>> START
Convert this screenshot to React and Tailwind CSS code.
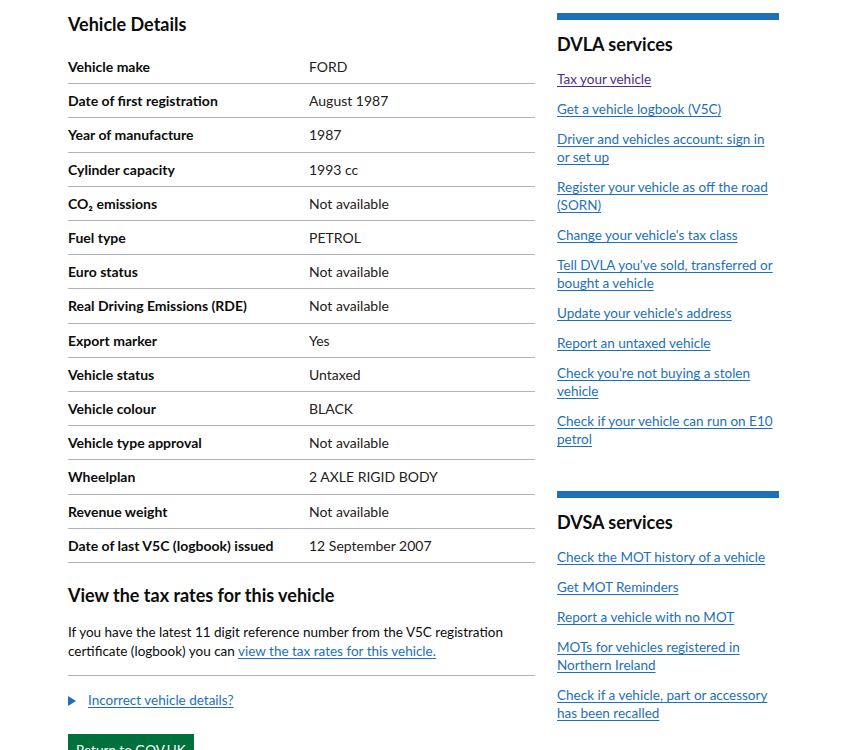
const vehicleDetails = [
  ['Vehicle make', 'FORD'],
  ['Date of first registration', 'August 1987'],
  ['Year of manufacture', '1987'],
  ['Cylinder capacity', '1993 cc'],
  ['CO₂ emissions', 'Not available'],
  ['Fuel type', 'PETROL'],
  ['Euro status', 'Not available'],
  ['Real Driving Emissions (RDE)', 'Not available'],
  ['Export marker', 'Yes'],
  ['Vehicle status', 'Untaxed'],
  ['Vehicle colour', 'BLACK'],
  ['Vehicle type approval', 'Not available'],
  ['Wheelplan', '2 AXLE RIGID BODY'],
  ['Revenue weight', 'Not available'],
  ['Date of last V5C (logbook) issued', '12 September 2007'],
];

const dvlaLinks = [
  { label: 'Tax your vehicle', visited: true },
  { label: 'Get a vehicle logbook (V5C)' },
  { label: 'Driver and vehicles account: sign in or set up' },
  { label: 'Register your vehicle as off the road (SORN)' },
  { label: "Change your vehicle's tax class" },
  { label: "Tell DVLA you've sold, transferred or bought a vehicle" },
  { label: "Update your vehicle's address" },
  { label: 'Report an untaxed vehicle' },
  { label: "Check you're not buying a stolen vehicle" },
  { label: 'Check if your vehicle can run on E10 petrol' },
];

const dvsaLinks = [
  { label: 'Check the MOT history of a vehicle' },
  { label: 'Get MOT Reminders' },
  { label: 'Report a vehicle with no MOT' },
  { label: 'MOTs for vehicles registered in Northern Ireland' },
  { label: 'Check if a vehicle, part or accessory has been recalled' },
];

function ServiceList({ title, links }) {
  return (
    <div>
      <div className="h-[7px] bg-[#1d70b8]" />
      <h2 className="mt-[13px] text-[18px] leading-[22px] font-bold text-[#0b0c0c]">{title}</h2>
      <ul className="mt-[15px] flex flex-col gap-[12px]">
        {links.map((link) => (
          <li key={link.label} className="text-[13.5px] leading-[18px]">
            <a
              href="#"
              className={`underline underline-offset-2 decoration-1 ${
                link.visited ? 'text-[#4c2c92]' : 'text-[#1d70b8]'
              }`}
            >
              {link.label}
            </a>
          </li>
        ))}
      </ul>
    </div>
  );
}

export default function App() {
  return (
    <div className="min-h-screen bg-white font-['Lato',sans-serif] text-[#0b0c0c]">
      <div className="flex gap-[22px] pl-[68px] pt-[13px]">
        <main className="w-[467px] shrink-0">
          <h1 className="text-[18px] leading-[22px] font-bold">Vehicle Details</h1>

          <dl className="mt-[15px]">
            {vehicleDetails.map(([key, value]) => (
              <div key={key} className="flex border-b border-[#b1b4b6] py-[7px] text-[14px] leading-[19.2px]">
                <dt className="w-[241px] shrink-0 font-bold">{key}</dt>
                <dd className="text-[#1f2020]">{value}</dd>
              </div>
            ))}
          </dl>

          <h2 className="mt-[21px] text-[18px] leading-[22px] font-bold">View the tax rates for this vehicle</h2>
          <p className="mt-[17px] text-[13.5px] leading-[19px]">
            If you have the latest 11 digit reference number from the V5C registration certificate (logbook) you can{' '}
            <a href="#" className="text-[#1d70b8] underline underline-offset-2 decoration-1">
              view the tax rates for this vehicle.
            </a>
          </p>
          <hr className="mt-[14px] border-t border-[#b1b4b6]" />

          <div className="mt-[15px] flex items-center gap-[12px] text-[13.5px] leading-[19px]">
            <svg width="8" height="10" viewBox="0 0 8 10" className="text-[#1d70b8]">
              <path d="M0 0 L8 5 L0 10 Z" fill="currentColor" />
            </svg>
            <a href="#" className="text-[#1d70b8] underline underline-offset-2 decoration-1">
              Incorrect vehicle details?
            </a>
          </div>

          <button className="mt-[24px] bg-[#00703c] px-[8px] pt-[7px] pb-[8px] text-[13.5px] leading-[19px] text-white shadow-[0_2px_0_#002d18]">
            Return to GOV.UK
          </button>
        </main>

        <aside className="w-[222px] shrink-0 flex flex-col gap-[43px]">
          <ServiceList title="DVLA services" links={dvlaLinks} />
          <ServiceList title="DVSA services" links={dvsaLinks} />
        </aside>
      </div>
    </div>
  );
}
>> END
• [Short problem]:
Write out the full set of lines verbatim, without the pictures.

• [The solution]:
Convert this screenshot to React and Tailwind CSS code.
const vehicleDetails = [
  ['Vehicle make', 'FORD'],
  ['Date of first registration', 'August 1987'],
  ['Year of manufacture', '1987'],
  ['Cylinder capacity', '1993 cc'],
  ['CO₂ emissions', 'Not available'],
  ['Fuel type', 'PETROL'],
  ['Euro status', 'Not available'],
  ['Real Driving Emissions (RDE)', 'Not available'],
  ['Export marker', 'Yes'],
  ['Vehicle status', 'Untaxed'],
  ['Vehicle colour', 'BLACK'],
  ['Vehicle type approval', 'Not available'],
  ['Wheelplan', '2 AXLE RIGID BODY'],
  ['Revenue weight', 'Not available'],
  ['Date of last V5C (logbook) issued', '12 September 2007'],
];

const dvlaLinks = [
  { label: 'Tax your vehicle', visited: true },
  { label: 'Get a vehicle logbook (V5C)' },
  { label: 'Driver and vehicles account: sign in or set up' },
  { label: 'Register your vehicle as off the road (SORN)' },
  { label: "Change your vehicle's tax class" },
  { label: "Tell DVLA you've sold, transferred or bought a vehicle" },
  { label: "Update your vehicle's address" },
  { label: 'Report an untaxed vehicle' },
  { label: "Check you're not buying a stolen vehicle" },
  { label: 'Check if your vehicle can run on E10 petrol' },
];

const dvsaLinks = [
  { label: 'Check the MOT history of a vehicle' },
  { label: 'Get MOT Reminders' },
  { label: 'Report a vehicle with no MOT' },
  { label: 'MOTs for vehicles registered in Northern Ireland' },
  { label: 'Check if a vehicle, part or accessory has been recalled' },
];

function ServiceList({ title, links }) {
  return (
    <div>
      <div className="h-[7px] bg-[#1d70b8]" />
      <h2 className="mt-[13px] text-[18px] leading-[22px] font-bold text-[#0b0c0c]">{title}</h2>
      <ul className="mt-[15px] flex flex-col gap-[12px]">
        {links.map((link) => (
          <li key={link.label} className="text-[13.5px] leading-[18px]">
            <a
              href="#"
              className={`underline underline-offset-2 decoration-1 ${
                link.visited ? 'text-[#4c2c92]' : 'text-[#1d70b8]'
              }`}
            >
              {link.label}
            </a>
          </li>
        ))}
      </ul>
    </div>
  );
}

export default function App() {
  return (
    <div className="min-h-screen bg-white font-['Lato',sans-serif] text-[#0b0c0c]">
      <div className="flex gap-[22px] pl-[68px] pt-[13px]">
        <main className="w-[467px] shrink-0">
          <h1 className="text-[18px] leading-[22px] font-bold">Vehicle Details</h1>

          <dl className="mt-[15px]">
            {vehicleDetails.map(([key, value]) => (
              <div key={key} className="flex border-b border-[#b1b4b6] py-[7px] text-[14px] leading-[19.2px]">
                <dt className="w-[241px] shrink-0 font-bold">{key}</dt>
                <dd className="text-[#1f2020]">{value}</dd>
              </div>
            ))}
          </dl>

          <h2 className="mt-[21px] text-[18px] leading-[22px] font-bold">View the tax rates for this vehicle</h2>
          <p className="mt-[17px] text-[13.5px] leading-[19px]">
            If you have the latest 11 digit reference number from the V5C registration certificate (logbook) you can{' '}
            <a href="#" className="text-[#1d70b8] underline underline-offset-2 decoration-1">
              view the tax rates for this vehicle.
            </a>
          </p>
          <hr className="mt-[14px] border-t border-[#b1b4b6]" />

          <div className="mt-[15px] flex items-center gap-[12px] text-[13.5px] leading-[19px]">
            <svg width="8" height="10" viewBox="0 0 8 10" className="text-[#1d70b8]">
              <path d="M0 0 L8 5 L0 10 Z" fill="currentColor" />
            </svg>
            <a href="#" className="text-[#1d70b8] underline underline-offset-2 decoration-1">
              Incorrect vehicle details?
            </a>
          </div>

          <button className="mt-[24px] bg-[#00703c] px-[8px] pt-[7px] pb-[8px] text-[13.5px] leading-[19px] text-white shadow-[0_2px_0_#002d18]">
            Return to GOV.UK
          </button>
        </main>

        <aside className="w-[222px] shrink-0 flex flex-col gap-[43px]">
          <ServiceList title="DVLA services" links={dvlaLinks} />
          <ServiceList title="DVSA services" links={dvsaLinks} />
        </aside>
      </div>
    </div>
  );
}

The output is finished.